🤖 AI Summary
This work addresses the susceptibility of quantum low-density parity-check (QLDPC) codes to harmful structures—particularly short cycles in their Tanner graphs—that degrade iterative decoding performance. Leveraging the recursive block structure of binary dyadic and quasi-dyadic matrices, the authors develop an algebraic framework that characterizes and controls short cycles in lifted graphs through tailless, backtrackless closed walks in the base protograph. They propose a novel dyadic-aware PEG-like construction algorithm that employs forbidden shift sets to either maximize girth or minimize the multiplicity of shortest cycles. For the first time, they explicitly enumerate absorbing sets under dyadic layout constraints and devise a method to construct dyadic QLDPC codes satisfying the CSS commutativity conditions. Simulations demonstrate that significantly reducing the number of short cycles yields notable decoding gains, even when girth cannot be increased, thereby validating the efficacy of the proposed approach.
📝 Abstract
Quantum low-density parity-check (QLDPC) codes offer a promising route to scalable fault-tolerant quantum computation, but their performance under iterative decoding is strongly influenced by short-cycle structure and other harmful subgraphs in the associated Tanner graphs.
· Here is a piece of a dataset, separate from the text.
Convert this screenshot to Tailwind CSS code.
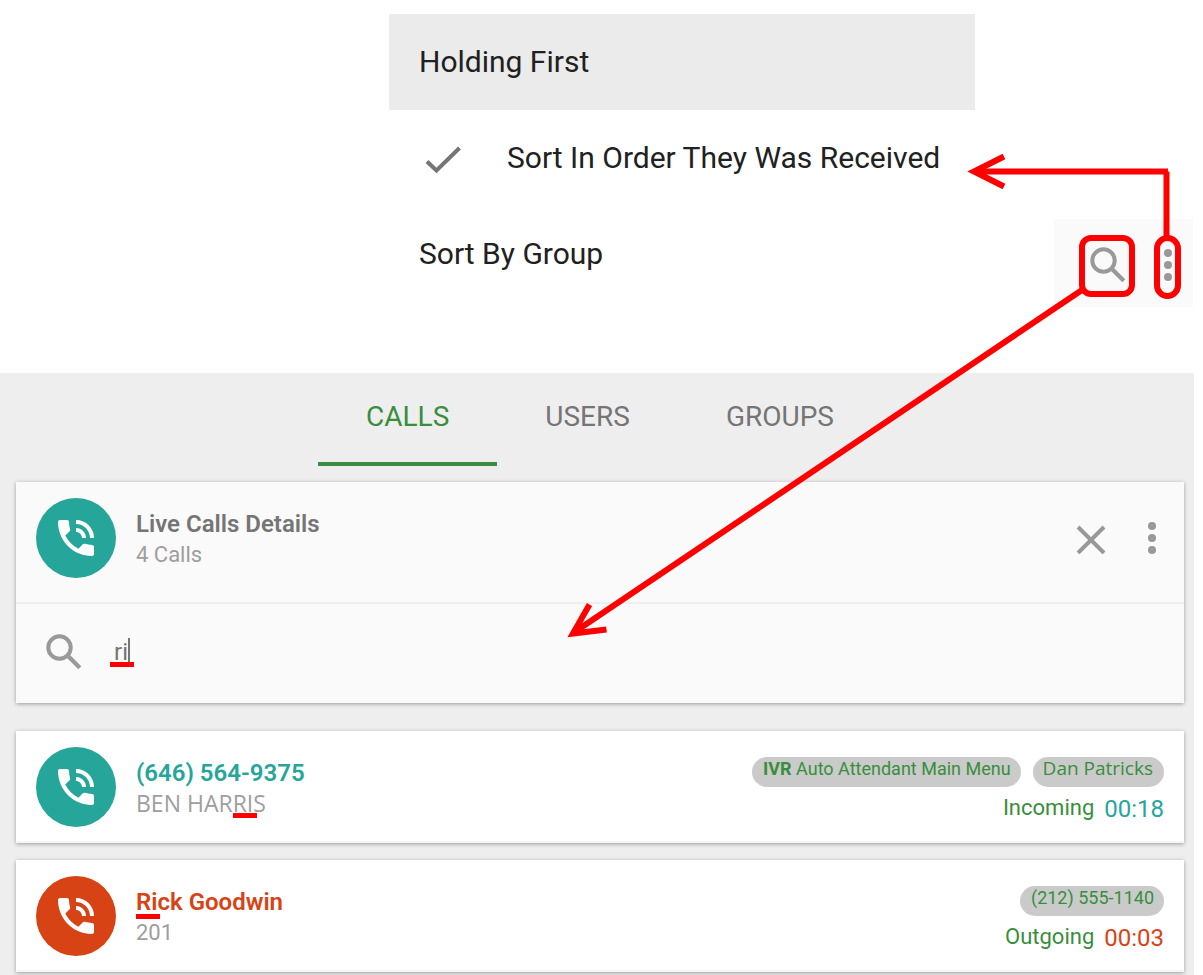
<!DOCTYPE html>
<html lang="en">
<head>
    <meta charset="UTF-8">
    <meta name="viewport" content="width=device-width, initial-scale=1.0">
    <title>Live Calls Details</title>
    <script src="https://cdn.jsdelivr.net/npm/@tailwindcss/browser@4"></script>
</head>
<body class="relative min-h-screen flex flex-col overflow-x-hidden bg-white font-['Roboto','Liberation_Sans',sans-serif]">
    <!-- Shared icons -->
    <svg class="hidden">
        <symbol id="phone" viewBox="0 0 24 24">
            <path d="M20 15.5c-1.25 0-2.45-.2-3.57-.57-.35-.11-.74-.03-1.02.24l-2.2 2.2c-2.83-1.44-5.15-3.75-6.59-6.59l2.2-2.21c.28-.26.36-.65.25-1C8.7 6.45 8.5 5.25 8.5 4c0-.55-.45-1-1-1H4c-.55 0-1 .45-1 1 0 9.39 7.61 17 17 17 .55 0 1-.45 1-1v-3.5c0-.55-.45-1-1-1zM19 12h2c0-4.97-4.03-9-9-9v2c3.87 0 7 3.13 7 7zm-4 0h2c0-2.76-2.24-5-5-5v2c1.66 0 3 1.34 3 3z"/>
        </symbol>
        <symbol id="search" viewBox="0 0 36 36">
            <circle cx="13.5" cy="13.5" r="11.2" fill="none" stroke="currentColor" stroke-width="4"/>
            <path d="M22.5 22.5l11.3 11.3" stroke="currentColor" stroke-width="4.2"/>
        </symbol>
        <symbol id="more" viewBox="0 0 8 32">
            <circle cx="4" cy="4" r="4"/><circle cx="4" cy="16" r="4"/><circle cx="4" cy="28" r="4"/>
        </symbol>
    </svg>

    <!-- Sort menu and toolbar -->
    <section class="flex justify-end items-start h-[373px] pt-[14px] pr-[10px]">
        <ul class="w-[586px] text-3xl leading-9 text-[#212121]">
            <li><button class="flex items-center w-full h-24 px-[30px] bg-[#ebebeb]">Holding First</button></li>
            <li>
                <button class="flex items-center w-full h-24 px-[30px]">
                    <svg class="w-9 h-8 ml-[6px] mr-[46px]" viewBox="0 0 36 32" fill="none" stroke="#757575" stroke-width="4"><path d="M2 19.500l9.500 9L34.500 6"/></svg>
                    Sort In Order They Was Received
                </button>
            </li>
            <li><button class="flex items-center w-full h-24 px-[30px]">Sort By Group</button></li>
        </ul>
        <div class="flex justify-between items-center w-[139px] h-[88px] mt-[205px] ml-[79px] pt-1 pl-9 pr-[21px] bg-[#fafafa] text-[#999]">
            <button aria-label="Search"><svg class="w-9 h-9"><use href="#search"/></svg></button>
            <button aria-label="More"><svg class="w-2 h-8" fill="currentColor"><use href="#more"/></svg></button>
        </div>
    </section>

    <main class="flex-1 mr-[9px] px-4 bg-[#eee]">
        <!-- Tabs -->
        <nav class="flex justify-center h-[93px] pl-[6px] text-[28px] leading-8 text-[#757575]">
            <button class="px-12 pb-[2px] border-b-4 border-[#388e3c] text-[#388e3c]">CALLS</button>
            <button class="px-12 pb-[2px] border-b-4 border-transparent">USERS</button>
            <button class="px-12 pb-[2px] border-b-4 border-transparent">GROUPS</button>
        </nav>

        <!-- Header card -->
        <section class="mt-4 -mr-[6px] bg-[#fafafa] shadow-[0_1px_4px_rgba(0,0,0,0.35)]">
            <header class="flex items-start h-[122px] px-5 pt-4 border-b-2 border-[#eee]">
                <span class="flex items-center justify-center size-20 rounded-full bg-[#26a69a] text-white"><svg class="size-12" fill="currentColor"><use href="#phone"/></svg></span>
                <div class="pl-5 pt-[10px]">
                    <h1 class="text-2xl leading-8 font-semibold text-[#757575]">Live Calls Details</h1>
                    <p class="text-[22px] leading-[30px] text-[#9e9e9e]">4 Calls</p>
                </div>
                <div class="flex items-center h-20 ml-auto pr-2 gap-10 text-[#999]">
                    <button aria-label="Close"><svg class="size-8" viewBox="0 0 32 32" fill="none" stroke="currentColor" stroke-width="4"><path d="M2 5l26 26M28 5L2 31"/></svg></button>
                    <button aria-label="More"><svg class="w-2 h-8" fill="currentColor"><use href="#more"/></svg></button>
                </div>
            </header>
            <label class="flex items-center h-[99px] pb-1 px-[30px] text-[#999]">
                <svg class="w-9 h-9" aria-label="Search"><use href="#search"/></svg>
                <span class="relative flex-1 ml-8">
                    <input type="text" value="ri" class="w-full text-2xl leading-8 text-[#757575] outline-none">
                    <span class="absolute left-[14px] top-[2px] w-[2px] h-6 bg-[#757575]"></span>
                    <span class="absolute -left-1 top-[26px] w-6 h-[5px] bg-[#f00]"></span>
                </span>
            </label>
        </section>

        <!-- Calls -->
        <article class="flex h-28 mt-7 -mr-[6px] px-5 pt-4 bg-white border-b-2 border-[#f5f5f5] shadow-[0_1px_4px_rgba(0,0,0,0.35)]">
            <span class="flex items-center justify-center size-20 rounded-full bg-[#26a69a] text-white"><svg class="size-12" fill="currentColor"><use href="#phone"/></svg></span>
            <div class="pl-5 pt-[10px]">
                <h2 class="text-2xl leading-8 font-semibold text-[#26a69a]">(646) 564-9375</h2>
                <p class="text-[23px] leading-7 text-[#9e9e9e] font-['Open_Sans',sans-serif]">BEN HAR<span class="relative">RI<span class="absolute left-0 top-[26px] w-6 h-[5px] bg-[#f00]"></span></span>S</p>
            </div>
            <div class="ml-auto pt-[10px] text-[#388e3c]">
                <div class="flex justify-end gap-3 text-lg leading-6">
                    <span class="h-[30px] pl-[11px] pr-[10px] rounded-full bg-[#cacaca]"><b>IVR</b> Auto Attendant Main Menu</span>
                    <span class="h-[30px] pl-[10px] pr-[11px] rounded-full bg-[#cacaca] text-[19px] leading-[22px] font-['Open_Sans',sans-serif]">Dan Patricks</span>
                </div>
                <div class="flex justify-end gap-[10px] pt-[5px] text-[22px] leading-8">
                    <span>Incoming</span>
                    <time class="text-2xl leading-[34px] text-[#26a69a]">00:18</time>
                </div>
            </div>
        </article>
        <article class="flex h-28 mt-[17px] mb-[3px] -mr-[6px] px-5 pt-4 bg-white border-b-2 border-[#f5f5f5] shadow-[0_1px_4px_rgba(0,0,0,0.35)]">
            <span class="flex items-center justify-center size-20 rounded-full bg-[#d84315] text-white"><svg class="size-12" fill="currentColor"><use href="#phone"/></svg></span>
            <div class="pl-5 pt-[10px]">
                <h2 class="text-2xl leading-8 font-semibold text-[#d84315]"><span class="relative">Ri<span class="absolute left-0 top-[26px] w-6 h-[5px] bg-[#f00]"></span></span>ck Goodwin</h2>
                <p class="text-[22px] leading-[30px] text-[#9e9e9e]">201</p>
            </div>
            <div class="ml-auto pt-[10px] text-[#388e3c]">
                <div class="flex justify-end gap-3 text-lg leading-6">
                    <span class="h-[30px] pl-[11px] pr-[10px] rounded-full bg-[#cacaca]">(212) 555-1140</span>
                </div>
                <div class="flex justify-end gap-[10px] pt-[5px] text-[22px] leading-8">
                    <span>Outgoing</span>
                    <time class="text-2xl leading-[34px] text-[#d84315]">00:03</time>
                </div>
            </div>
        </article>
    </main>

    <!-- Callout arrows, anchored to the right like the toolbar -->
    <svg class="absolute right-0 top-0 w-[660px] h-[660px] pointer-events-none" viewBox="543 0 660 660" fill="none" stroke="#f00" stroke-width="6">
        <rect x="1082" y="238" width="50" height="56" rx="9"/>
        <rect x="1157" y="238" width="21" height="58" rx="10.5"/>
        <path d="M1166.5 238V171.500M1168 171.500H975"/>
        <path d="M1004 156.500l-30 15 30 15"/>
        <path d="M1082 290L573 633"/>
        <path d="M589.500 604.500L573 633.500l33.500-4"/>
    </svg>
</body>
</html>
This paper develops an algebraic framework for constructing and analyzing (Q)LDPC codes from dyadic and quasi-dyadic matrices-translation-invariant $2^\ell \times 2^\ell$ binary matrices specified compactly by a signature row and forming a commutative ring with recursive block structure. Leveraging this structure, we relate cycles in lifted Tanner graphs to tailless backtrackless closed walks in the protograph and derive efficient, implementable methods to enumerate and control short cycles (notably $4$-, $6$-, and $8$-cycles). We introduce dyadic-aware PEG-style construction algorithms that use forbidden sets of shifts to maximize attainable girth when possible and otherwise minimize the multiplicity of the shortest cycles at the target girth. Motivated by error-floor phenomena, we further characterize and explicitly enumerate absorbing sets in key dyadic layout boundary cases, identifying configurations that induce abundant $(a,0)$-absorbing sets. Finally, we propose CSS-oriented dyadic constructions that satisfy commutation constraints by design and demonstrate via belief-propagation simulations that reducing short-cycle multiplicity can yield substantial decoding gains even when girth cannot be increased.